§ **STATED EXERCISE**
Copy the data that follows, character for character, minus the pictures.
— START DATA SECTION —
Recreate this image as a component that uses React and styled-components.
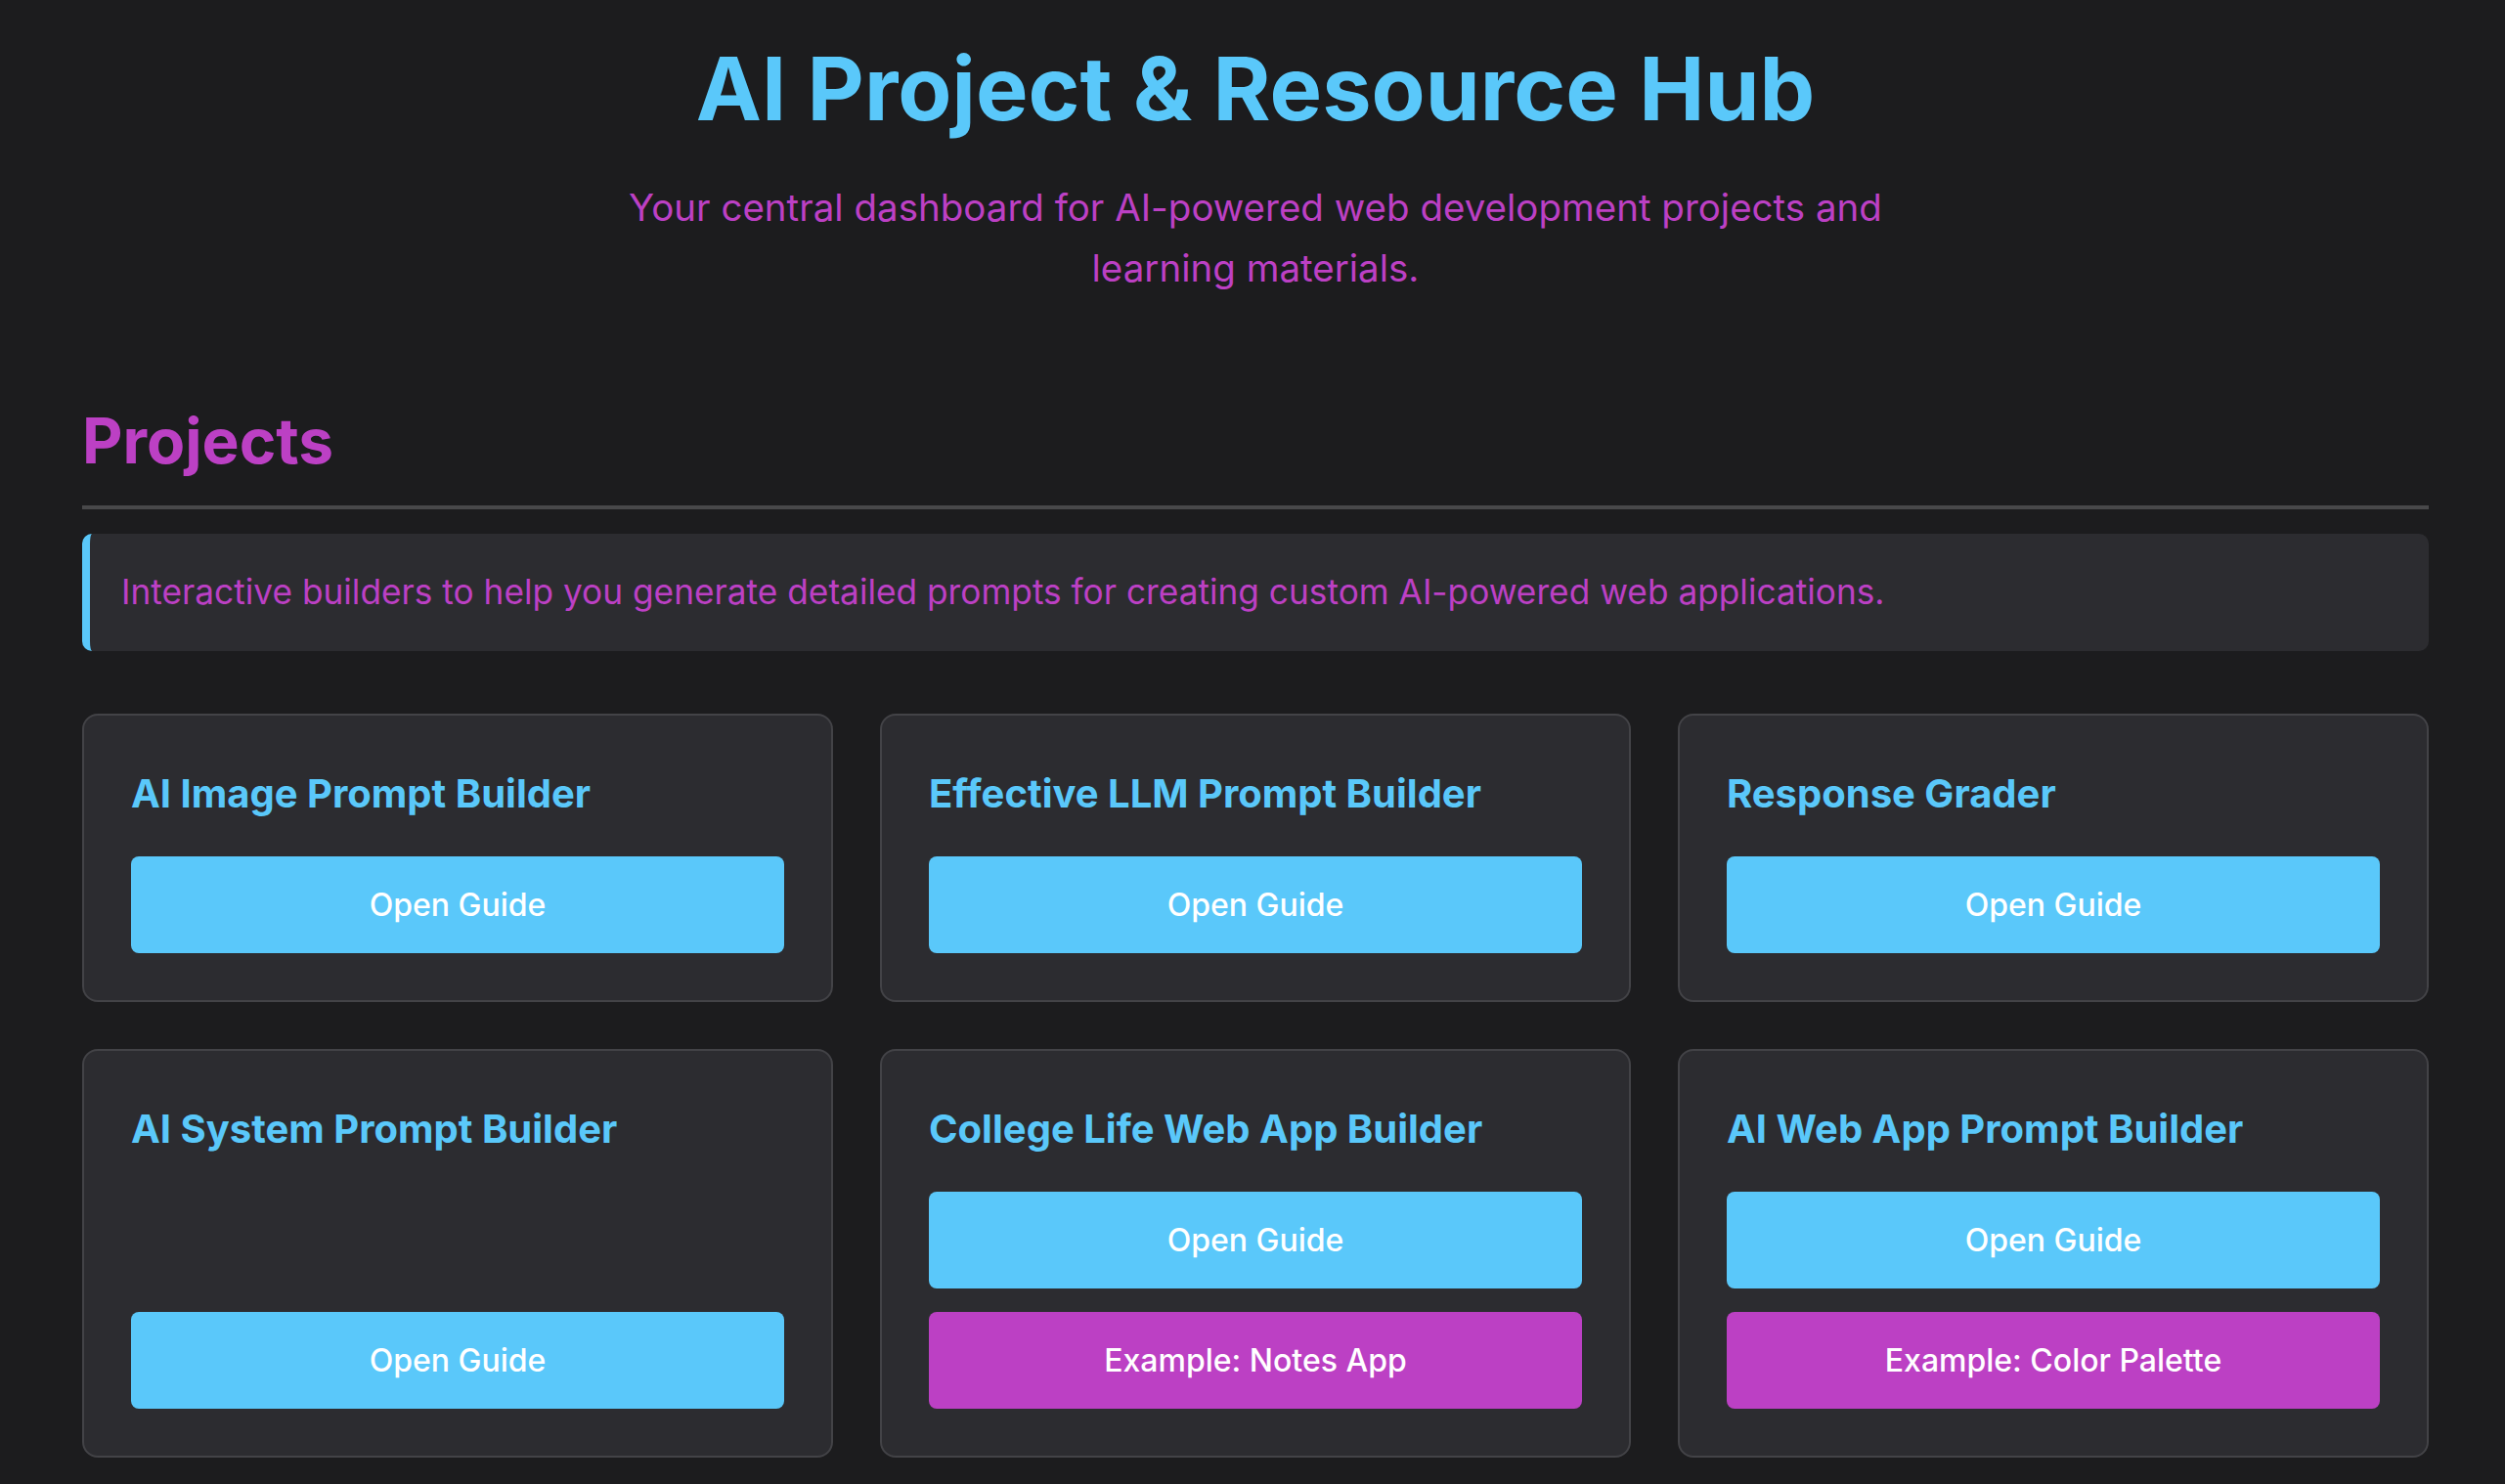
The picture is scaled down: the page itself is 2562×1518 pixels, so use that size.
import styled, { createGlobalStyle } from "styled-components";

const GlobalStyle = createGlobalStyle`
  html, body {
    margin: 0;
    padding: 0;
    background: #1c1c1e;
  }
  body {
    font-family: Inter, "Noto Sans", "Liberation Sans", sans-serif;
    color: #ffffff;
  }
  * {
    box-sizing: border-box;
  }
`;

const Page = styled.div`
  max-width: 2400px;
  margin: 0 auto;
  padding: 37px 0 60px;
  position: relative;
  left: 3px;
`;

const Header = styled.header`
  text-align: center;
`;

const Title = styled.h1`
  margin: 0 0 35px;
  font-size: 90px;
  font-weight: 700;
  line-height: 1.21;
  color: #5ac8fa;
`;

const Subtitle = styled.p`
  margin: 0 auto;
  max-width: 1320px;
  font-size: 38.5px;
  line-height: 62px;
  color: #bc40c4;
`;

const Section = styled.section`
  margin-top: 107px;
`;

const SectionTitle = styled.h2`
  margin: 0 0 25px;
  padding-bottom: 28px;
  border-bottom: 4px solid #48484a;
  font-size: 64px;
  font-weight: 700;
  line-height: 1.21;
  color: #bc40c4;
`;

const Intro = styled.p`
  margin: 0 0 64px;
  padding: 32px 32px;
  background: #2c2c30;
  border-left: 8px solid #5ac8fa;
  border-radius: 10px;
  font-size: 35.25px;
  line-height: 56px;
  color: #bc40c4;
`;

const Grid = styled.div`
  display: grid;
  grid-template-columns: repeat(3, 1fr);
  gap: 48px;
`;

const Card = styled.div`
  display: flex;
  flex-direction: column;
  padding: 50px 48px 48px;
  background: #2c2c30;
  border: 2px solid #434347;
  border-radius: 16px;
`;

const CardTitle = styled.h3`
  margin: 0 0 34px;
  font-size: 40px;
  font-weight: 700;
  line-height: 1.5;
  color: #5ac8fa;
`;

const Actions = styled.div`
  margin-top: auto;
  display: flex;
  flex-direction: column;
  gap: 24px;
`;

const Button = styled.button`
  display: block;
  width: 100%;
  padding: 31px 20px;
  border: none;
  border-radius: 8px;
  background: ${(p) => (p.$variant === "example" ? "#bc40c4" : "#5ac8fa")};
  color: #ffffff;
  font-family: inherit;
  font-size: 32px;
  font-weight: 500;
  line-height: 37px;
  text-align: center;
  cursor: pointer;
`;

const projects = [
  { title: "AI Image Prompt Builder", examples: [] },
  { title: "Effective LLM Prompt Builder", examples: [] },
  { title: "Response Grader", examples: [] },
  { title: "AI System Prompt Builder", examples: [] },
  { title: "College Life Web App Builder", examples: ["Example: Notes App"] },
  { title: "AI Web App Prompt Builder", examples: ["Example: Color Palette"] },
];

const App = () => {
  return (
    <>
      <GlobalStyle />
      <Page>
        <Header>
          <Title>AI Project &amp; Resource Hub</Title>
          <Subtitle>
            Your central dashboard for AI-powered web development projects and
            learning materials.
          </Subtitle>
        </Header>
        <Section>
          <SectionTitle>Projects</SectionTitle>
          <Intro>
            Interactive builders to help you generate detailed prompts for
            creating custom AI-powered web applications.
          </Intro>
          <Grid>
            {projects.map((p) => (
              <Card key={p.title}>
                <CardTitle>{p.title}</CardTitle>
                <Actions>
                  <Button>Open Guide</Button>
                  {p.examples.map((ex) => (
                    <Button key={ex} $variant="example">
                      {ex}
                    </Button>
                  ))}
                </Actions>
              </Card>
            ))}
          </Grid>
        </Section>
      </Page>
    </>
  );
};

export default App;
— END DATA SECTION —
§ **RESULT**
Recreate this image as a component that uses React and styled-components.
The picture is scaled down: the page itself is 2562×1518 pixels, so use that size.
import styled, { createGlobalStyle } from "styled-components";

const GlobalStyle = createGlobalStyle`
  html, body {
    margin: 0;
    padding: 0;
    background: #1c1c1e;
  }
  body {
    font-family: Inter, "Noto Sans", "Liberation Sans", sans-serif;
    color: #ffffff;
  }
  * {
    box-sizing: border-box;
  }
`;

const Page = styled.div`
  max-width: 2400px;
  margin: 0 auto;
  padding: 37px 0 60px;
  position: relative;
  left: 3px;
`;

const Header = styled.header`
  text-align: center;
`;

const Title = styled.h1`
  margin: 0 0 35px;
  font-size: 90px;
  font-weight: 700;
  line-height: 1.21;
  color: #5ac8fa;
`;

const Subtitle = styled.p`
  margin: 0 auto;
  max-width: 1320px;
  font-size: 38.5px;
  line-height: 62px;
  color: #bc40c4;
`;

const Section = styled.section`
  margin-top: 107px;
`;

const SectionTitle = styled.h2`
  margin: 0 0 25px;
  padding-bottom: 28px;
  border-bottom: 4px solid #48484a;
  font-size: 64px;
  font-weight: 700;
  line-height: 1.21;
  color: #bc40c4;
`;

const Intro = styled.p`
  margin: 0 0 64px;
  padding: 32px 32px;
  background: #2c2c30;
  border-left: 8px solid #5ac8fa;
  border-radius: 10px;
  font-size: 35.25px;
  line-height: 56px;
  color: #bc40c4;
`;

const Grid = styled.div`
  display: grid;
  grid-template-columns: repeat(3, 1fr);
  gap: 48px;
`;

const Card = styled.div`
  display: flex;
  flex-direction: column;
  padding: 50px 48px 48px;
  background: #2c2c30;
  border: 2px solid #434347;
  border-radius: 16px;
`;

const CardTitle = styled.h3`
  margin: 0 0 34px;
  font-size: 40px;
  font-weight: 700;
  line-height: 1.5;
  color: #5ac8fa;
`;

const Actions = styled.div`
  margin-top: auto;
  display: flex;
  flex-direction: column;
  gap: 24px;
`;

const Button = styled.button`
  display: block;
  width: 100%;
  padding: 31px 20px;
  border: none;
  border-radius: 8px;
  background: ${(p) => (p.$variant === "example" ? "#bc40c4" : "#5ac8fa")};
  color: #ffffff;
  font-family: inherit;
  font-size: 32px;
  font-weight: 500;
  line-height: 37px;
  text-align: center;
  cursor: pointer;
`;

const projects = [
  { title: "AI Image Prompt Builder", examples: [] },
  { title: "Effective LLM Prompt Builder", examples: [] },
  { title: "Response Grader", examples: [] },
  { title: "AI System Prompt Builder", examples: [] },
  { title: "College Life Web App Builder", examples: ["Example: Notes App"] },
  { title: "AI Web App Prompt Builder", examples: ["Example: Color Palette"] },
];

const App = () => {
  return (
    <>
      <GlobalStyle />
      <Page>
        <Header>
          <Title>AI Project &amp; Resource Hub</Title>
          <Subtitle>
            Your central dashboard for AI-powered web development projects and
            learning materials.
          </Subtitle>
        </Header>
        <Section>
          <SectionTitle>Projects</SectionTitle>
          <Intro>
            Interactive builders to help you generate detailed prompts for
            creating custom AI-powered web applications.
          </Intro>
          <Grid>
            {projects.map((p) => (
              <Card key={p.title}>
                <CardTitle>{p.title}</CardTitle>
                <Actions>
                  <Button>Open Guide</Button>
                  {p.examples.map((ex) => (
                    <Button key={ex} $variant="example">
                      {ex}
                    </Button>
                  ))}
                </Actions>
              </Card>
            ))}
          </Grid>
        </Section>
      </Page>
    </>
  );
};

export default App;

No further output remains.